Графиня несмело улыбнулась:

— Вам легко говорить. Вы мужчина.

Наступила долгая тишина. Солнце уже поднялось над горизонтом, окрасив море в теплые нефритовые и аквамариновые тона. Вир Уинтертон успел о многом поразмыслить.

До тех пор пока он безрассудно не признался Нэнси в любви, Вир никогда не действовал импульсивно. Он был хладнокровен, рассудителен и практичен. Оглядываясь назад, он ясно понял, что слепое увлечение Нэнси было всего лишь следствием той страсти, той мечты, которая преследовала его в юношеские годы. Нэнси поняла это первой, как и многое другое. Бессонными ночами Вир думал о Клариссе.

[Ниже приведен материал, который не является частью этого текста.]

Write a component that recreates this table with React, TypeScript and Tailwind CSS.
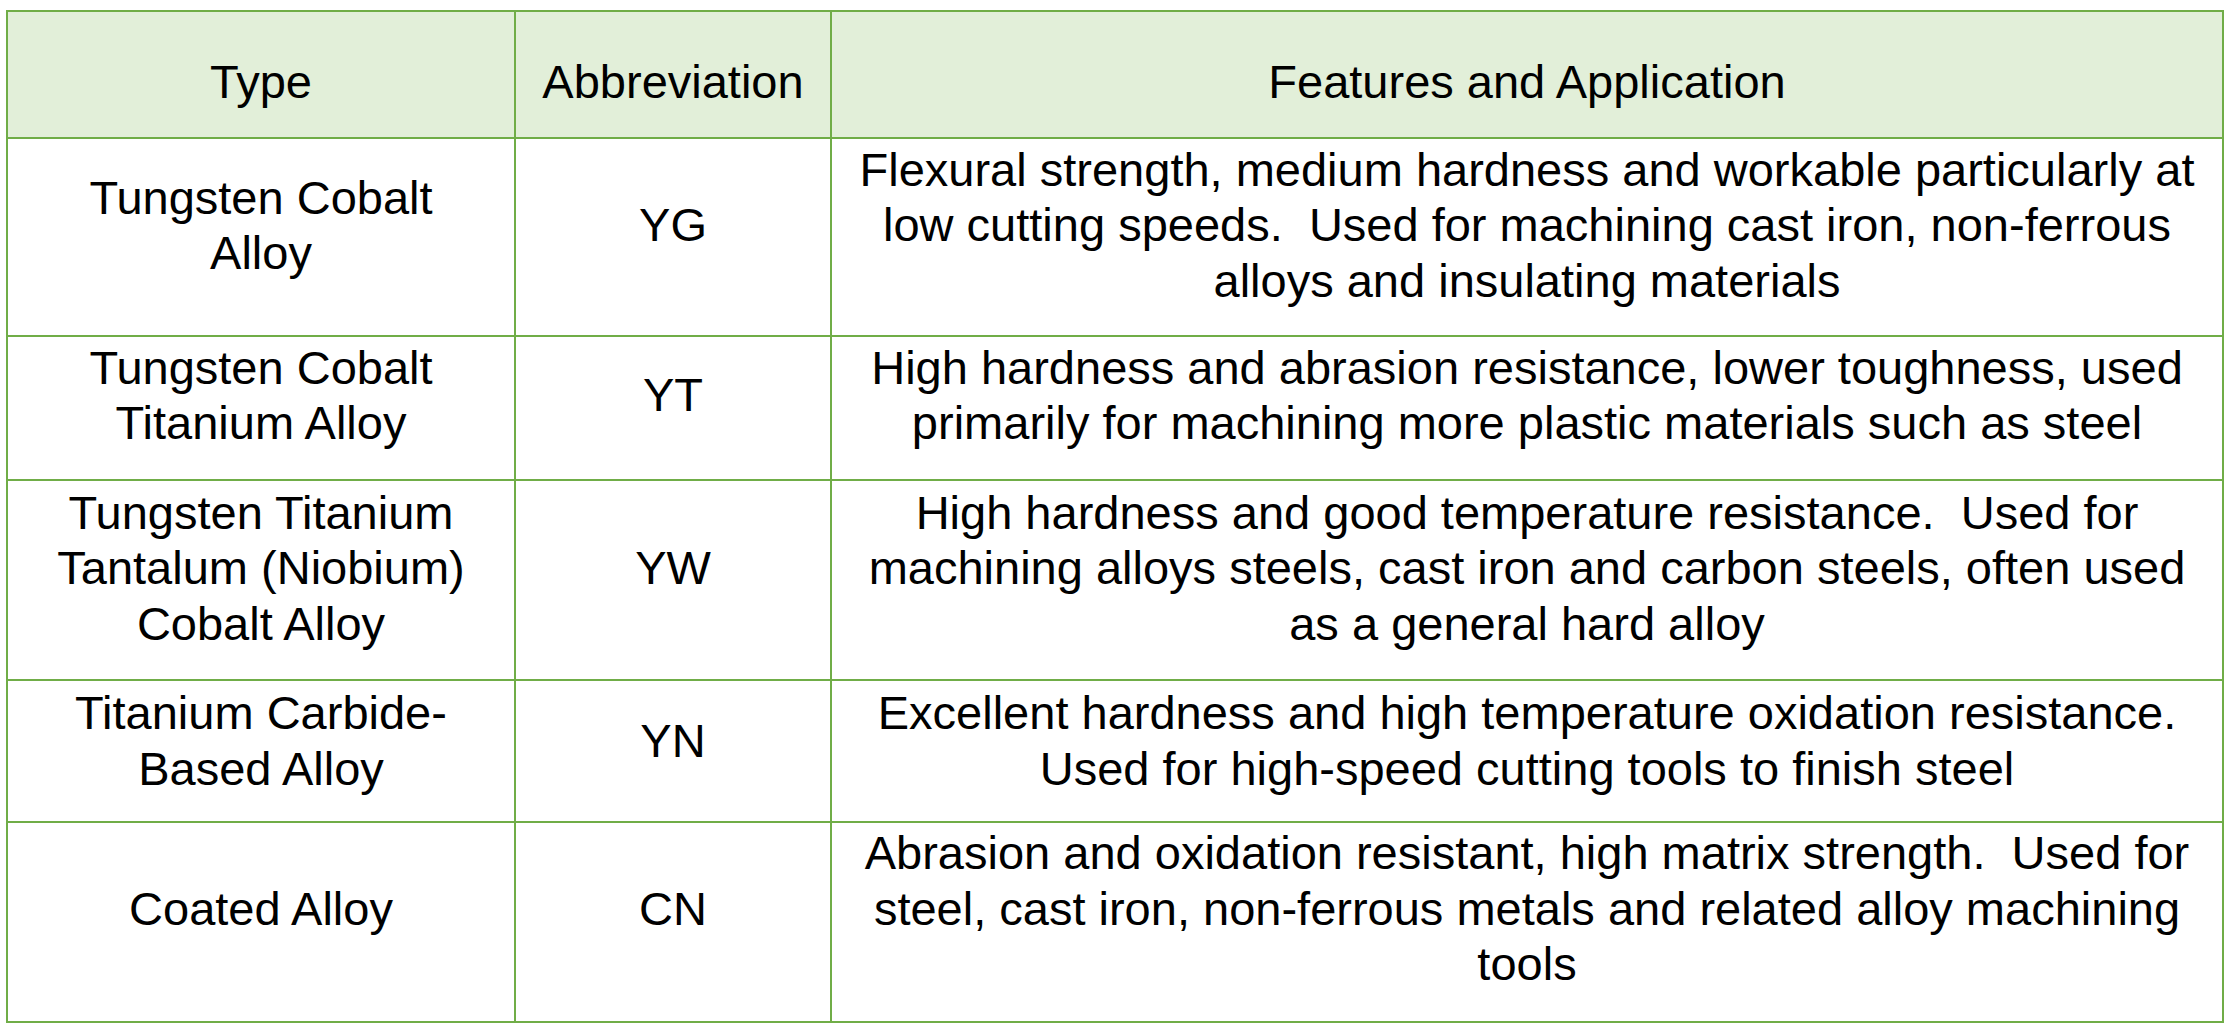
const GREEN = 'border-[#70ad47]'

type Row = {
  type: string[]
  abbr: string
  features: string[]
  height: string
  shift: string
}

const rows: Row[] = [
  {
    type: ['Tungsten Cobalt', 'Alloy'],
    abbr: 'YG',
    features: [
      'Flexural strength, medium hardness and workable particularly at',
      'low cutting speeds.  Used for machining cast iron, non-ferrous',
      'alloys and insulating materials',
    ],
    height: 'h-[198px]',
    shift: 'pb-[24px]',
  },
  {
    type: ['Tungsten Cobalt', 'Titanium Alloy'],
    abbr: 'YT',
    features: [
      'High hardness and abrasion resistance, lower toughness, used',
      'primarily for machining more plastic materials such as steel',
    ],
    height: 'h-[144px]',
    shift: 'pb-[26px]',
  },
  {
    type: ['Tungsten Titanium', 'Tantalum (Niobium)', 'Cobalt Alloy'],
    abbr: 'YW',
    features: [
      'High hardness and good temperature resistance.  Used for',
      'machining alloys steels, cast iron and carbon steels, often used',
      'as a general hard alloy',
    ],
    height: 'h-[200px]',
    shift: 'pb-[24px]',
  },
  {
    type: ['Titanium Carbide-', 'Based Alloy'],
    abbr: 'YN',
    features: [
      'Excellent hardness and high temperature oxidation resistance.',
      'Used for high-speed cutting tools to finish steel',
    ],
    height: 'h-[142px]',
    shift: 'pb-[21px]',
  },
  {
    type: ['Coated Alloy'],
    abbr: 'CN',
    features: [
      'Abrasion and oxidation resistant, high matrix strength.  Used for',
      'steel, cast iron, non-ferrous metals and related alloy machining',
      'tools',
    ],
    height: 'h-[200px]',
    shift: 'pb-[27px]',
  },
]

function Cell({ lines, height, shift, head }: { lines: string[]; height: string; shift: string; head?: boolean }) {
  return (
    <div
      className={`flex flex-col items-center justify-center text-center border-r-2 border-b-2 ${GREEN} ${height} ${shift} ${
        head ? 'bg-[#e2efd9]' : 'bg-white'
      }`}
    >
      {lines.map((l, i) => (
        <div key={i} className="whitespace-pre">
          {l}
        </div>
      ))}
    </div>
  )
}

export default function App() {
  return (
    <div className="min-h-screen bg-white pt-[10px] pl-[6px] text-black text-[47px] leading-[55.5px] font-['Liberation_Sans',Arial,Helvetica,sans-serif]">
      <div className={`grid grid-cols-[508px_316px_1392px] w-fit border-l-2 border-t-2 ${GREEN}`}>
        {/* Header */}
        <Cell lines={['Type']} height="h-[127px]" shift="pt-[14px]" head />
        <Cell lines={['Abbreviation']} height="h-[127px]" shift="pt-[14px]" head />
        <Cell lines={['Features and Application']} height="h-[127px]" shift="pt-[14px]" head />

        {rows.map((r) => (
          <div key={r.abbr} className="contents">
            <Cell lines={r.type} height={r.height} shift={r.shift} />
            <Cell lines={[r.abbr]} height={r.height} shift={r.shift} />
            <Cell lines={r.features} height={r.height} shift={r.shift} />
          </div>
        ))}
      </div>
    </div>
  )
}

Когда она сказала ему в тот день в Молсворсе, что не может больше выполнять свои супружеские обязанности, единственным его желанием было как-то защитить ее. Во-первых, потому что он все еще любил ее, а во-вторых, потому что был верен ей, хотя любовь, если ее не пестовать, в конце концов сходит на нет и исчезает.

Так и случилось. Со временем его чувства притупились и пропали. Вир был слишком брезглив, чтобы продолжать бессмысленную связь, и, как герцог Мелдон, не мог позволить себе искать удовлетворения на стороне, по-прежнему оставаясь в браке. Нэнси, сама того не подозревая, разбудила в нем дремлющие чувства.

Нэнси была права относительно Клариссы. Развод освободит ее. В финансовом отношении она тоже не пострадает, и ей не надо будет даже ради приличия появляться дважды в год в Молсворсе и публично сопровождать его в поездках в Аскот или Каус.

Нэнси пробудила в нем те давние желания, которые он тщательно подавлял. Сидя рядом с маленькой графиней, он испытал такие чувства, которых давно уже не испытывал: нежность и стремление защитить молодую женщину. После неудачи с Нэнси Вир ужасно тосковал и страдал. Сейчас он твердо знал, что с этим покончено, и им овладели совсем иные эмоции — более глубокие, сильные и яркие.

— Вы очень несчастны? — спросил он, и когда его глаза встретились с полными слез глазами графини, Вир Уинтертон понял, что его будущее определилось. Запари бросил своих двух юных жен до того, как познакомился с третьей. Первая покончила с собой, вторая тоже умерла преждевременной смертью, злоупотребляя алкоголем и наркотиками. Но третья должна стать герцогиней Мелдон. — Пойдемте, — заботливо предложил Вир, и когда она встала, он естественным движением обнял ее за плечи.

Не надо спешить. Пока было достаточно того, что она не отшатнулась от него. До Вира доходили слухи, что Запари уже надоела его молодая жена. Если это так, может быть, все удастся уладить миром, и они договорятся как мужчина с мужчиной. Запари был довольно знатен, но Вир сомневался, что его состояние так велико, как хотелось бы графу. Существенная добавка могла бы склонить его предоставить свободу третьей жене, раз уж он мог так безжалостно бросить двух предыдущих.